Soooooooo, Sarah is able to get away and into the bathroom and The Lady loses her shit and stabs at the walls and stuff and then there is a knock on the front door.

It just occurred to me that if The Lady had simply bound and gagged Sarah when she was asleep then none of this other shit would have ever happened. "But then there would be no film, dummy!" I know, I know. But I fucking hate that reasoning. Maybe if the characters in a film have to act like such fucking idiots just for the film to exist and sustain a feature length and for the story to progress for longer than five minutes then maybe the film shouldn't be made in the first place. No, that's harsh. Sketchy character motivations are de rigueur for horror films, and in many instances fake movie human beings in fake movie peril acting like real movie assholes doesn't bother me. But when a horror movie like this one comes along being all solemn and pouty and behaving like a slightly more high-brow and absolutely definitely more subtitled horror film than your average F13 knock off then maybe it is valid for guys like us (or, failing that, guys like me or, more accurately, literally, the guy who is me) to expect something a little more honest and believable when it comes to the characters and events in the goddamn film. This extends to the violence as well but we'll get to that later.

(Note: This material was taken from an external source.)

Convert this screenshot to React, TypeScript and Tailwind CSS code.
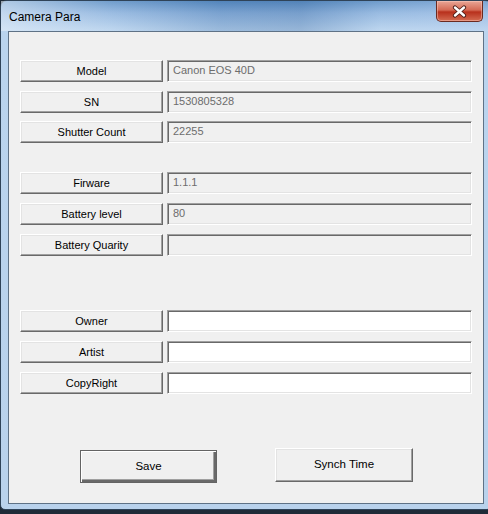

From this point onwards DFE presents: Inside becomes a revolving door of victims who are swiftly and violently dispatched followed by periods of down-time in which Dalle and Paradis yell at each other from either side of a door. The film is absolutely more fun and stylish than I have just made it sound, but not by much, and it is also far more ridiculous.

this is as far as i got.  but the thing i wanna say about the violence in this thing and other EXTREME horror movies is - what is with the rarity of defensive wounds? take, for example, the scene in INSIDE where Dalle dick stabs the fuck out of some dude. lots of shots of him screaming, lots of close-up insert shots of his dick getting stabbed, but at no point does he make any attempt whatsoever to fight his attacker off. this shit happens in movies ALL THE TIME and it drives me nuts (which is a dick pun).  just another one of those things that once you notice it you can't un-notice it. 

man, it's been seven years - maybe i should re-re-rewatch it and write a whole new review. and actually finish it this time. nah fuck it.